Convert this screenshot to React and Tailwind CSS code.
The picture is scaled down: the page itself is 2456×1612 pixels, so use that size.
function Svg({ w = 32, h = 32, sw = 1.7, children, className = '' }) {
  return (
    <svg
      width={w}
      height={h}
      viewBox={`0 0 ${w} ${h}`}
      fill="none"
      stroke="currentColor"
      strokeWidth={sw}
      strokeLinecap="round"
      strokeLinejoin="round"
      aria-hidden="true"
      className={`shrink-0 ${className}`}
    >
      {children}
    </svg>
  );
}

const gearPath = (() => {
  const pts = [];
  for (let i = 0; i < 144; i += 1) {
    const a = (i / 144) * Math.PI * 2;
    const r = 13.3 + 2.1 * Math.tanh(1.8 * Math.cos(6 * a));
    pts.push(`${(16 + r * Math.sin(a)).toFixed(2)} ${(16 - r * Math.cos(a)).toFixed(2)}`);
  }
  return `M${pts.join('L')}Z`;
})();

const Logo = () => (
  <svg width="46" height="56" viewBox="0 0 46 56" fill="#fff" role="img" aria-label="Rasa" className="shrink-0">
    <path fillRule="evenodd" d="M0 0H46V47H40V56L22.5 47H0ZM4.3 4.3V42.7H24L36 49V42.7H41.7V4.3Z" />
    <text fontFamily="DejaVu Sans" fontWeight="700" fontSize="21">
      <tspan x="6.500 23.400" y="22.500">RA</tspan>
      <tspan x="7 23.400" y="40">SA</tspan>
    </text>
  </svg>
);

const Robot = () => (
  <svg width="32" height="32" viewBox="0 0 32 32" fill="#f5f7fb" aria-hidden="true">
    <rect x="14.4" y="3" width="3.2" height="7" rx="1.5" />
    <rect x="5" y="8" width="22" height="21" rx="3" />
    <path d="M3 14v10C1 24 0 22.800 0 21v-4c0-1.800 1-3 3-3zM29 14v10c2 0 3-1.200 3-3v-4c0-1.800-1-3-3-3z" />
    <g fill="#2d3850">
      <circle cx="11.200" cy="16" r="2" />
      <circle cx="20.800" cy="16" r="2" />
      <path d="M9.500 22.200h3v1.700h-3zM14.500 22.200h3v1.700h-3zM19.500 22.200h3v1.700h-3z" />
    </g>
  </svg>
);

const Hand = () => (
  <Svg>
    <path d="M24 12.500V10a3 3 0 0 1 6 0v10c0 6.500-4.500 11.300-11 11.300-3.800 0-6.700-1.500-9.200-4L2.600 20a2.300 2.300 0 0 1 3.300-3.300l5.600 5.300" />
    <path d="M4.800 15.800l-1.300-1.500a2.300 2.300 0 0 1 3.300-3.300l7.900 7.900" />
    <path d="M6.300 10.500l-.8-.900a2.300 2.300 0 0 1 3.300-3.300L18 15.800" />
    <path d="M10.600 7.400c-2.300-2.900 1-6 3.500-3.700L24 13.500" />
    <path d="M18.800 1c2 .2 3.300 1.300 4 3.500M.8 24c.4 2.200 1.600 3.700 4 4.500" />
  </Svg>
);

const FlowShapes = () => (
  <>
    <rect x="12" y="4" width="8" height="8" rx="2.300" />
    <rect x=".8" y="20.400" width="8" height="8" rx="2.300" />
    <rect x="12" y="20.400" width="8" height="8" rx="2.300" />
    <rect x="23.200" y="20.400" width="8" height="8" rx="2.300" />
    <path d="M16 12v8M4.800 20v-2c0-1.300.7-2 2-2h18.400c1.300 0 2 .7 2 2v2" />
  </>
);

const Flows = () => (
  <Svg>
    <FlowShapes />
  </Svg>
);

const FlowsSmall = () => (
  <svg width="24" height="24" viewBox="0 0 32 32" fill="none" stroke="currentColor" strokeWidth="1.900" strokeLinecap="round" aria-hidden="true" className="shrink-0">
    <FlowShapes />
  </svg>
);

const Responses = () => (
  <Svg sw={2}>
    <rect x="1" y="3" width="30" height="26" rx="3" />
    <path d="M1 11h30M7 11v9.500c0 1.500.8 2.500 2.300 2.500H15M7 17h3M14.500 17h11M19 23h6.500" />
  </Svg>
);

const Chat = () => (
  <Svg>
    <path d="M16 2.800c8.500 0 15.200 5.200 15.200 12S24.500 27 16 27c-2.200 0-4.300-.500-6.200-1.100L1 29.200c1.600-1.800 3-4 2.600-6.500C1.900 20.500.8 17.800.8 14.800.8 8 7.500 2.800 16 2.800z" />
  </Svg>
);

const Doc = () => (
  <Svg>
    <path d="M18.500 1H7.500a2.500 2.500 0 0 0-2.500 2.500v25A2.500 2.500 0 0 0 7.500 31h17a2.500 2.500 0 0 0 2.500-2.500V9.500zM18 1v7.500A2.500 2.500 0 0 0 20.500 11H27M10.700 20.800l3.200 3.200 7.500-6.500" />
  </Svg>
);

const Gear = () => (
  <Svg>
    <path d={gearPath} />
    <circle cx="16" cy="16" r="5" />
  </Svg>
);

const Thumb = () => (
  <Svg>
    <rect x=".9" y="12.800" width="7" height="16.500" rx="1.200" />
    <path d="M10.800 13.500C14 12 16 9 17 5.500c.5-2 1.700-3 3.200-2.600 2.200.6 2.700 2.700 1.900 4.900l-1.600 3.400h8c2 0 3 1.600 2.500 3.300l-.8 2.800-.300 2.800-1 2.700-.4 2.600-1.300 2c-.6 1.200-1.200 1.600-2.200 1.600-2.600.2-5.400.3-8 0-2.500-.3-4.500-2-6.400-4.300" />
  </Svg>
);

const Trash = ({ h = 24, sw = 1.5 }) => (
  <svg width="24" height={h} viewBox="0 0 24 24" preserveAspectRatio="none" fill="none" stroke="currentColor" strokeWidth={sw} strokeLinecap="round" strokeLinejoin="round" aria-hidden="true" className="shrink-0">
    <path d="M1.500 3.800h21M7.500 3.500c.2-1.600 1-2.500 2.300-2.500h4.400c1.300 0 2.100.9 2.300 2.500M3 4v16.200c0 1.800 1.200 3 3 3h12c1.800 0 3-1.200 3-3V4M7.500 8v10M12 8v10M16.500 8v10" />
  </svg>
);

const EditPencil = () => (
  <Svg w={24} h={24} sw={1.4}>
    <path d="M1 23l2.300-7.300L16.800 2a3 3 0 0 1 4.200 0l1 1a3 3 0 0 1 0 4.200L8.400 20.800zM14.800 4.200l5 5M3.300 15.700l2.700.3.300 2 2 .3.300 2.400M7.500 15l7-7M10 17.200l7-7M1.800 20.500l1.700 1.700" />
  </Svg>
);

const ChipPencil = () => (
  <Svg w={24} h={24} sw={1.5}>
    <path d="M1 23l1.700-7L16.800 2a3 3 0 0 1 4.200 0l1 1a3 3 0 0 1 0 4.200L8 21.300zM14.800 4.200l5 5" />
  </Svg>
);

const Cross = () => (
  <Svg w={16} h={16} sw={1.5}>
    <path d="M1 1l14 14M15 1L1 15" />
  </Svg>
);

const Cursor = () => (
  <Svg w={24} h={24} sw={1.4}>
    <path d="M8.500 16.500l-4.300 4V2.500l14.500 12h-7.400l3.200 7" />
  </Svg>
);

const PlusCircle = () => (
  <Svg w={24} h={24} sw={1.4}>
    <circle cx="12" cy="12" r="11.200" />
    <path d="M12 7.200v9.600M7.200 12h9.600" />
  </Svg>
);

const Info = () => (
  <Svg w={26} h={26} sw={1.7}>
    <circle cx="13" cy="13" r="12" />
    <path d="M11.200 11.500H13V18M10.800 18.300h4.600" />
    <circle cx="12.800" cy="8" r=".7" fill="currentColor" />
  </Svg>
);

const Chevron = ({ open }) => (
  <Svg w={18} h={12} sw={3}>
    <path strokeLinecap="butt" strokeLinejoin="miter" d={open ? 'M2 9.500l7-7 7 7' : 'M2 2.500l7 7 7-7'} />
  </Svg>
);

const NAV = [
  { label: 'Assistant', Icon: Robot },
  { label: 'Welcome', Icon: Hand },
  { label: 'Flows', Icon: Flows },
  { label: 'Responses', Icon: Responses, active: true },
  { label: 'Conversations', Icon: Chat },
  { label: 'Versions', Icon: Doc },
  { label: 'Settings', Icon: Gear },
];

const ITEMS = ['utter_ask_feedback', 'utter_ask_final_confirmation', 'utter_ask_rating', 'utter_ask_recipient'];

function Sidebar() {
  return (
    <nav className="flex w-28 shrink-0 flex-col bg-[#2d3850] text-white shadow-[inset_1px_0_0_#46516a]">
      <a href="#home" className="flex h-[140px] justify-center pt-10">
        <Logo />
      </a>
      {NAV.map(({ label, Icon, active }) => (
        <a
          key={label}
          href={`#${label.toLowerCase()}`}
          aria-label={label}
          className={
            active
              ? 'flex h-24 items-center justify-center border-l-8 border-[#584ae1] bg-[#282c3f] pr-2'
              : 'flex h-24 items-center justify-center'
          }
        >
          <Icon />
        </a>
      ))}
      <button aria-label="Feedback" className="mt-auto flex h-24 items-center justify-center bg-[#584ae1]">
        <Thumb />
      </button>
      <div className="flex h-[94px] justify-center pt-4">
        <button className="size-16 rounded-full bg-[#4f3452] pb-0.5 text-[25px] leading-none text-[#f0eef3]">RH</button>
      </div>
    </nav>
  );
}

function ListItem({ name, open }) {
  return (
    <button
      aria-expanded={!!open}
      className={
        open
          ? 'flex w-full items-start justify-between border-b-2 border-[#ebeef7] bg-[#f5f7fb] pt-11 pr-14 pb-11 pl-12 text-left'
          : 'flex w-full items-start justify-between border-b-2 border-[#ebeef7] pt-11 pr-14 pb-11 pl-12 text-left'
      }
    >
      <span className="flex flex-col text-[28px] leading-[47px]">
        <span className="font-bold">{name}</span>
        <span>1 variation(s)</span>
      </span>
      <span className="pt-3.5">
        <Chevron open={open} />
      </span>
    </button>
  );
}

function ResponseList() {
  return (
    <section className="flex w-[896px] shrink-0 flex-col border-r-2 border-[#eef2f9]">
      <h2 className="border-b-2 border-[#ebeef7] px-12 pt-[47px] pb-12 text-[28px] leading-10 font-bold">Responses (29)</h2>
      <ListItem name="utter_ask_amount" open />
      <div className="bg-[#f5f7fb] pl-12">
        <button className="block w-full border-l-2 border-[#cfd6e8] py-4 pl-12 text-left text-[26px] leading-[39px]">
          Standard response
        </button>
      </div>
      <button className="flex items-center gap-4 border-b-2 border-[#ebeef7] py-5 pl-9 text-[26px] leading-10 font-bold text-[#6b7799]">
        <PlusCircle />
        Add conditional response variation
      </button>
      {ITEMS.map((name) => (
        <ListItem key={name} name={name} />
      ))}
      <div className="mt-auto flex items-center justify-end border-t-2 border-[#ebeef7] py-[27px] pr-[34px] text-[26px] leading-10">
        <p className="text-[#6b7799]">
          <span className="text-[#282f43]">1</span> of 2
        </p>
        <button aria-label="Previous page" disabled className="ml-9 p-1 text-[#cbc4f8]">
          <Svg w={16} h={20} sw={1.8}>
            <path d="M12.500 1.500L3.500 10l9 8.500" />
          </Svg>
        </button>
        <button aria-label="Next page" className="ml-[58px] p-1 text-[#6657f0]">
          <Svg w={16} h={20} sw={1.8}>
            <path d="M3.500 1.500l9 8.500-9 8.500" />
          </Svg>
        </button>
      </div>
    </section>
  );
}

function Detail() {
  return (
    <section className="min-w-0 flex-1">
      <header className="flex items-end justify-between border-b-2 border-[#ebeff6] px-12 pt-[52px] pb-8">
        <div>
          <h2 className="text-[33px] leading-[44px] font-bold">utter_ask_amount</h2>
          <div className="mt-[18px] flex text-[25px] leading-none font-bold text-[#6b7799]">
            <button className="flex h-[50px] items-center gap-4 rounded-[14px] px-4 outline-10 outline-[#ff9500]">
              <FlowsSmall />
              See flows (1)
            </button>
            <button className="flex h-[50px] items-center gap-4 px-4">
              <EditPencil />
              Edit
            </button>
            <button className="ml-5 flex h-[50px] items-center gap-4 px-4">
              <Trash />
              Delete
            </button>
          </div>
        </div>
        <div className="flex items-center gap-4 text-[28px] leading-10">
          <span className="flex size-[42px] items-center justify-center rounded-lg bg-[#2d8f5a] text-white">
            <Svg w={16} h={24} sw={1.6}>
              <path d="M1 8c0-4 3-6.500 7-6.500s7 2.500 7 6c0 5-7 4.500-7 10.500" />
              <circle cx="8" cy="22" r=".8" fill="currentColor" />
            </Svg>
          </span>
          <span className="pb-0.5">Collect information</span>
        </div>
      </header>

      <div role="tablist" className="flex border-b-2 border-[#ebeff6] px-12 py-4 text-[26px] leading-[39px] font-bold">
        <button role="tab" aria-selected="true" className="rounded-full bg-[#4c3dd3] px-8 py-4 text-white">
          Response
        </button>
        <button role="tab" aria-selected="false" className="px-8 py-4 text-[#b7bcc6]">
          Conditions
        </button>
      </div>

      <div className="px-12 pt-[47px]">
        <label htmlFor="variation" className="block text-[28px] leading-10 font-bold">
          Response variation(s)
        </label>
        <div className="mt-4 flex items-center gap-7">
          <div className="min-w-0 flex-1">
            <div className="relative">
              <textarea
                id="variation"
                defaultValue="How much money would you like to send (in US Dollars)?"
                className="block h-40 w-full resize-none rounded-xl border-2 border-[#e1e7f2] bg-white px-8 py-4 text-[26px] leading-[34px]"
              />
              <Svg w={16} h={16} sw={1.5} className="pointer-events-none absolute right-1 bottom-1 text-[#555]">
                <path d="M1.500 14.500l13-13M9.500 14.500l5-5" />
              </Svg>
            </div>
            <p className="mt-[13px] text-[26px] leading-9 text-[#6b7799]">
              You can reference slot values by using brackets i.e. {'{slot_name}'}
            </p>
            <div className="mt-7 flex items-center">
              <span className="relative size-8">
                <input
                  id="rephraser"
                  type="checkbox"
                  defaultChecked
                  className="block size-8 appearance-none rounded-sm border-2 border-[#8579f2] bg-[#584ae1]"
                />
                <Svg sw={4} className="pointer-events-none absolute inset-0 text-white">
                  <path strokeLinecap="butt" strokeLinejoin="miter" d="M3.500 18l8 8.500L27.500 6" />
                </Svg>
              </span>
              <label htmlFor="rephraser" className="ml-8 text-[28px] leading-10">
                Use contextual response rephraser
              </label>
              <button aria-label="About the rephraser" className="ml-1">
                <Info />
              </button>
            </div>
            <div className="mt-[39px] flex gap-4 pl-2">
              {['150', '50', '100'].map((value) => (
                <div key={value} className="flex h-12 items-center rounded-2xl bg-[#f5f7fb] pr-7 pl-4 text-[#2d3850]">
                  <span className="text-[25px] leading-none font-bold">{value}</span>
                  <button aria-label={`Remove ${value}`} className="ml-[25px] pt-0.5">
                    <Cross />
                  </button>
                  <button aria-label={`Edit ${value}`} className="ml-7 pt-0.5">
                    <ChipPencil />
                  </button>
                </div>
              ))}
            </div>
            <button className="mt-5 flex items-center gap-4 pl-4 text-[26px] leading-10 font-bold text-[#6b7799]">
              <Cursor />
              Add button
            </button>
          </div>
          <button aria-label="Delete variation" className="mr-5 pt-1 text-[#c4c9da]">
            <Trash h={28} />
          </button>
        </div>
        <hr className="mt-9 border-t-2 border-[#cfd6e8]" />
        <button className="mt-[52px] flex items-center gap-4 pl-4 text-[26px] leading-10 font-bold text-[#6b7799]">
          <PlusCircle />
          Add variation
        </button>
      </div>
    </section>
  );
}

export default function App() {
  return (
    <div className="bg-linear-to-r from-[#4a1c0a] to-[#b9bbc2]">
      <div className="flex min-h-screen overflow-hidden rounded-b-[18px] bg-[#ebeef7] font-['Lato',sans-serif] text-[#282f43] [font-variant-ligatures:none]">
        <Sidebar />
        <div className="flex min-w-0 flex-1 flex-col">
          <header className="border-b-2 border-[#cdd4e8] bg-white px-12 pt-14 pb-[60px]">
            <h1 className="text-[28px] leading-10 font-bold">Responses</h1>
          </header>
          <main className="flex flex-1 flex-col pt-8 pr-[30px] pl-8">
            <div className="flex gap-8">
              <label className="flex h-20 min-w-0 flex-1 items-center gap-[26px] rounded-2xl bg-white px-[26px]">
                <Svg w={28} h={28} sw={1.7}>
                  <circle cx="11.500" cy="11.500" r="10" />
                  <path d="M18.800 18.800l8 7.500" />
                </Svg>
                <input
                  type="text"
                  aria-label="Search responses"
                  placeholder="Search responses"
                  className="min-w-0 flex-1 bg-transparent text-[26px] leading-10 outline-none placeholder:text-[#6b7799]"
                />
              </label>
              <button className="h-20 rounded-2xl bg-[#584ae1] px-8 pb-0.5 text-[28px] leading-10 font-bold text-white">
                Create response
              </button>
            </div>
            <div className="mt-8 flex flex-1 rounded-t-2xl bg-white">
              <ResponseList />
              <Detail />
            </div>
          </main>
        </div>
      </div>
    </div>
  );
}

******

§ EXERCISE AIM: Your answer should be only the number of lines that hold the word "page".

§ RIGHT ANSWER: 3